Pages as source code
((
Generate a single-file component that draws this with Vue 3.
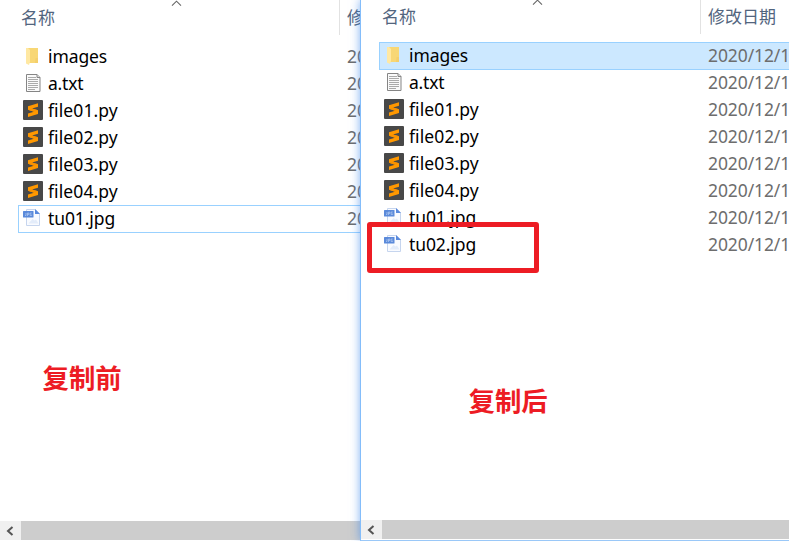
<script setup>
const names = ['images', 'a.txt', 'file01.py', 'file02.py', 'file03.py', 'file04.py', 'tu01.jpg']
const kindOf = (name) => {
  if (name.endsWith('.py')) return 'py'
  if (name.endsWith('.txt')) return 'txt'
  if (name.endsWith('.jpg')) return 'jpg'
  return 'folder'
}
const toFiles = (list) => list.map((name) => ({ name, kind: kindOf(name) }))
const panes = [
  { id: 'before', files: toFiles(names), focused: 'tu01.jpg', selected: '' },
  { id: 'after', files: toFiles([...names, 'tu02.jpg']), focused: '', selected: 'images' },
]
</script>

<template>
  <main class="screen">
    <section v-for="pane in panes" :key="pane.id" class="pane" :class="pane.id">
      <header class="head">
        <div class="col-name">
          <span>名称</span>
          <svg class="sort" width="11" height="7" viewBox="0 0 11 7"><path d="M1 5.7 5.5 1.2 10 5.7" fill="none" stroke="#666" stroke-width="1.1" /></svg>
        </div>
        <div class="col-date">修改日期</div>
      </header>
      <ul class="list">
        <li
          v-for="file in pane.files"
          :key="file.name"
          class="row"
          :class="{ focused: file.name === pane.focused, selected: file.name === pane.selected }"
        >
          <svg class="icon" width="20" height="20" viewBox="0 0 20 20">
            <g v-if="file.kind === 'folder'">
              <path d="M5 2h10v15H5z" fill="#f8d775" />
              <path d="M12.500 12H15v5h-3z" fill="#f4cf6c" />
              <path d="M3 2h2l2 2v12l-1 3-3-1.500z" fill="#ffe8a2" />
            </g>
            <g v-else-if="file.kind === 'txt'">
              <path d="M3.500 1.500h10.500l3 3v14H3.500z" fill="#fafafa" stroke="#858585" />
              <path d="M14 1.500v3h3" fill="#ddd" stroke="#858585" />
              <path d="M5 4.500h8M5 6.500h10M5 8.500h10M5 10.500h10M5 12.500h10M5 14.500h10M5 16.500h7" stroke="#aaa" fill="none" />
            </g>
            <g v-else-if="file.kind === 'py'">
              <rect width="20" height="20" rx="1" fill="#484848" />
              <path d="M5 6.300 15 3.200v3.500l-6 1.900 6 1.700v3.600L5 17v-3.500l6-1.800-6-1.900z" fill="#ff9800" />
              <path d="m9 8.600 6 1.700-4 1.400-6-1.900z" fill="#f99200" />
            </g>
            <g v-else>
              <path d="M3.500 1.500h9l4 4v12H3.500z" fill="#f9fbff" stroke="#c6d5ee" />
              <path d="m5.500 15.500 4-4.500 2 1.500 1.500-1 2.500 4z" fill="#e3ecfa" />
              <path d="M12 1v5h5z" fill="#5a8add" />
              <rect y="3" width="10.500" height="6.500" rx=".5" fill="#5b8ada" />
              <path d="M2 7.500h1V5M4.500 8V5h1.300v1.500H4.500M8.700 5H7.200v2.500h1.500v-1" fill="none" stroke="#b4cbf2" stroke-width=".7" />
            </g>
          </svg>
          <span class="name" :class="file.kind">{{ file.name }}</span>
          <span class="date">2020/12/1</span>
        </li>
      </ul>
      <footer class="scroll">
        <div class="button">
          <svg width="8" height="10" viewBox="0 0 8 10"><path d="M6.500 1 2 5l4.500 4" fill="none" stroke="#555" stroke-width="2" /></svg>
        </div>
        <div class="thumb"></div>
      </footer>
    </section>
    <div class="highlight"></div>
    <strong class="note note-before">复制前</strong>
    <strong class="note note-after">复制后</strong>
  </main>
</template>

<style scoped>
.screen {
  position: relative;
  display: flex;
  width: 789px;
  height: 541px;
  overflow: hidden;
  background: #fff;
  font-family: "Noto Sans", "Noto Sans CJK SC", sans-serif;
  font-size: 17px;
}
.pane {
  display: flex;
  flex-direction: column;
  box-sizing: border-box;
  overflow: hidden;
  background: #fff;
}
.before {
  flex: 0 0 360px;
  padding-bottom: 1px;
}
.after {
  position: relative;
  flex: 0 0 429px;
  border-left: 1px solid #84bdfa;
  border-bottom: 1px solid #9ac8f8;
  padding-bottom: 1px;
  box-shadow: 0 0 9px rgba(60, 135, 235, 0.65);
}
.head {
  display: flex;
  flex: none;
  height: 35px;
  color: #52657e;
  font-family: "Noto Sans CJK SC", sans-serif;
  font-weight: 400;
  line-height: 34px;
  white-space: nowrap;
}
.after .head {
  height: 34px;
  line-height: 32px;
}
.col-name {
  display: flex;
  flex: 0 0 339px;
  box-sizing: border-box;
  padding-left: 21px;
}
.sort {
  margin-left: 116px;
}
.after .sort {
  margin-top: -1px;
}
.col-date {
  flex: none;
  border-left: 1px solid #e2e2e2;
  padding-left: 7px;
}
.list {
  flex: 1;
  margin: 8px 0 0;
  padding: 0 0 0 18px;
  list-style: none;
}
.row {
  display: flex;
  align-items: center;
  box-sizing: border-box;
  width: 430px;
  height: 28px;
  margin-bottom: -1px;
  border: 1px solid transparent;
  padding-left: 4px;
  white-space: nowrap;
}
.row.focused {
  border-color: #99d1ff;
}
.row.selected {
  border-color: #99d1ff;
  background: #cce8ff;
}
.icon {
  flex: none;
  margin-bottom: 2px;
}
.name {
  flex: 0 0 299px;
  margin-left: 5px;
  padding-bottom: 2px;
  color: #000;
  font-size: 17.5px;
  line-height: 24px;
}
.name.folder,
.name.jpg {
  letter-spacing: -0.1px;
}
.name.txt {
  letter-spacing: -0.2px;
}
.name.py {
  letter-spacing: 0.1px;
}
.date {
  padding-bottom: 2px;
  color: #6d6d6d;
  font-size: 17.5px;
  line-height: 24px;
  letter-spacing: -0.1px;
}
.scroll {
  display: flex;
  flex: none;
  height: 19px;
  background: #f0f0f0;
}
.button {
  display: flex;
  flex: 0 0 21px;
  box-sizing: border-box;
  align-items: center;
  padding-left: 6px;
}
.thumb {
  flex: 1;
  background: #cdcdcd;
}
.highlight {
  position: absolute;
  left: 367px;
  top: 222px;
  box-sizing: border-box;
  width: 172px;
  height: 51px;
  border: 5px solid #ed1c24;
  border-radius: 3px;
}
.note {
  position: absolute;
  color: #ed1c24;
  font-family: "Noto Sans CJK SC", sans-serif;
  font-size: 26.4px;
  font-weight: 700;
  line-height: 36px;
}
.note-before {
  left: 42.5px;
  top: 359px;
}
.note-after {
  left: 468.5px;
  top: 382px;
}
</style>
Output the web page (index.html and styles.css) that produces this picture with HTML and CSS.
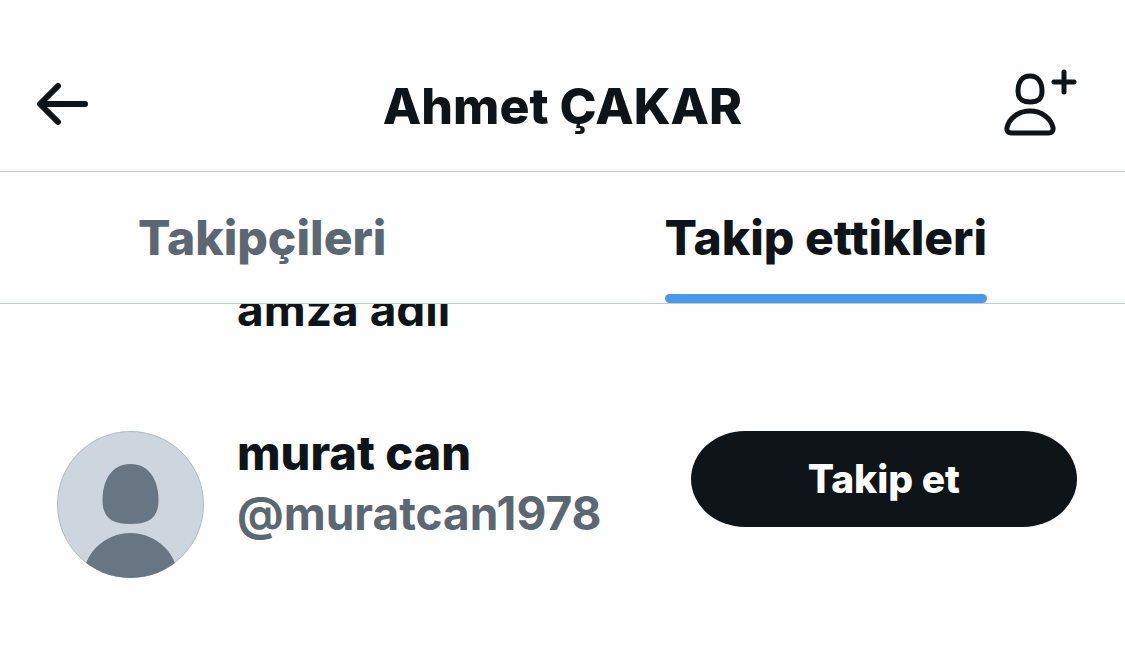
FILE: index.html
```html
<!DOCTYPE html>
<html lang="tr">
<head>
    <meta charset="UTF-8">
    <meta name="viewport" content="width=device-width, initial-scale=1.0">
    <title>Ahmet ÇAKAR</title>
    <link rel="stylesheet" href="styles.css">
</head>
<body>
    <header class="top-bar">
        <button class="icon-btn" type="button" aria-label="Geri">
            <svg width="54" height="48" viewBox="0 0 54 48">
                <path d="M49 24H5M22 6L4 24L22 42"/>
            </svg>
        </button>
        <h1 class="title">Ahmet ÇAKAR</h1>
        <button class="icon-btn" type="button" aria-label="Kişi ekle">
            <svg class="add-icon" width="76" height="72" viewBox="0 0 76 72">
                <path d="M28 8C36 8 40 14.500 40 23C40 31 36 34 28 34C20 34 16 31 16 23C16 14.500 20 8 28 8Z"/>
                <path d="M28 43C40 43 49 50.500 51 59.500C51.500 63 50 65 47 65H9C6 65 4.500 63 5 59.500C7 50.500 16 43 28 43Z"/>
                <path d="M62 4V24M52 14H72"/>
            </svg>
        </button>
    </header>

    <nav class="tabs">
        <a class="tab" href="#takipciler">Takipçileri</a>
        <a class="tab active" href="#takip" aria-current="page">Takip ettikleri</a>
    </nav>

    <main class="list">
        <div class="user scrolled">
            <p class="bio">amza adil</p>
        </div>
        <div class="user">
            <svg class="avatar" width="147" height="147" viewBox="0 0 147 147">
                <defs>
                    <clipPath id="circle"><circle cx="73.500" cy="73.500" r="73.500"/></clipPath>
                </defs>
                <g clip-path="url(#circle)">
                    <rect width="147" height="147" fill="#cdd5de"/>
                    <path fill="#687684" d="M73.500 33C92 33 101.500 49 101.500 69C101.500 87 92 93 73.500 93C55 93 45.500 87 45.500 69C45.500 49 55 33 73.500 33Z"/>
                    <circle cx="73.500" cy="150" r="48" fill="#687684"/>
                </g>
                <circle cx="73.500" cy="73.500" r="73" fill="none" stroke="#68768440"/>
            </svg>
            <div class="user-info">
                <p class="name">murat can</p>
                <p class="handle">@muratcan1978</p>
            </div>
            <button class="follow-btn" type="button">Takip et</button>
        </div>
    </main>
</body>
</html>
```
FILE: styles.css
```css
* {
    box-sizing: border-box;
}
body {
    margin: 0;
    height: 100vh;
    display: flex;
    flex-direction: column;
    font-family: Inter, "Liberation Sans", sans-serif;
    font-size: 46px;
    font-weight: 700;
    line-height: 60px;
    color: #0f1419;
    background: #fefefe;
    overflow: hidden;
}
h1, p {
    margin: 0;
}
button {
    border: none;
    padding: 0;
    font-family: inherit;
    cursor: pointer;
}

/* Top bar */
.top-bar {
    display: grid;
    grid-template-columns: 1fr auto 1fr;
    align-items: center;
    padding: 68px 36px 31px;
    border-bottom: 1px solid #c6cdd2;
}
.icon-btn {
    display: flex;
    justify-self: start;
    background: none;
}
.icon-btn:last-child {
    justify-self: end;
}
.icon-btn svg {
    fill: none;
    stroke: #0f1419;
    stroke-width: 6;
    stroke-linecap: round;
    stroke-linejoin: round;
}
.icon-btn .add-icon {
    margin-right: 11px;
    stroke-width: 5;
}
.title {
    padding-top: 4px;
    font-size: 50px;
    font-weight: 800;
}

/* Tabs */
.tabs {
    display: flex;
    justify-content: space-between;
    padding: 0 138px;
    border-bottom: 1px solid #c6cdd2;
    font-size: 48px;
    font-weight: 800;
}
.tab {
    padding: 36px 0 35px;
    color: #5b6772;
    text-decoration: none;
}
.tab.active {
    position: relative;
    color: #0f1419;
}
.tab.active::after {
    content: "";
    position: absolute;
    left: 0;
    right: 0;
    bottom: 0;
    height: 9px;
    border-radius: 5px;
    background: #4a99e9;
}

/* User list */
.list {
    flex: 1;
    overflow: hidden;
}
.user {
    display: flex;
    align-items: flex-start;
    padding: 0 48px 84px 57px;
}
.user.scrolled {
    margin-top: -25px;
    padding-left: 237px;
}
.avatar {
    flex: none;
    margin: 8px 33px 0 0;
}
.user-info {
    flex: 1;
    min-width: 0;
}
.name {
    font-size: 47px;
    font-weight: 800;
}
.handle {
    color: #5b6772;
}
.follow-btn {
    margin-top: 8px;
    padding: 18px 117px;
    border-radius: 54px / 48px;
    background: #0f1419;
    color: #fff;
    font-size: 39px;
    font-weight: 800;
    line-height: 60px;
}
```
))
Show every line from the listing above in which the string "styles" appears.

> **OUTPUT FOR THIS EXERCISE**:
Output the web page (index.html and styles.css) that produces this picture with HTML and CSS.
    <link rel="stylesheet" href="styles.css">
FILE: styles.css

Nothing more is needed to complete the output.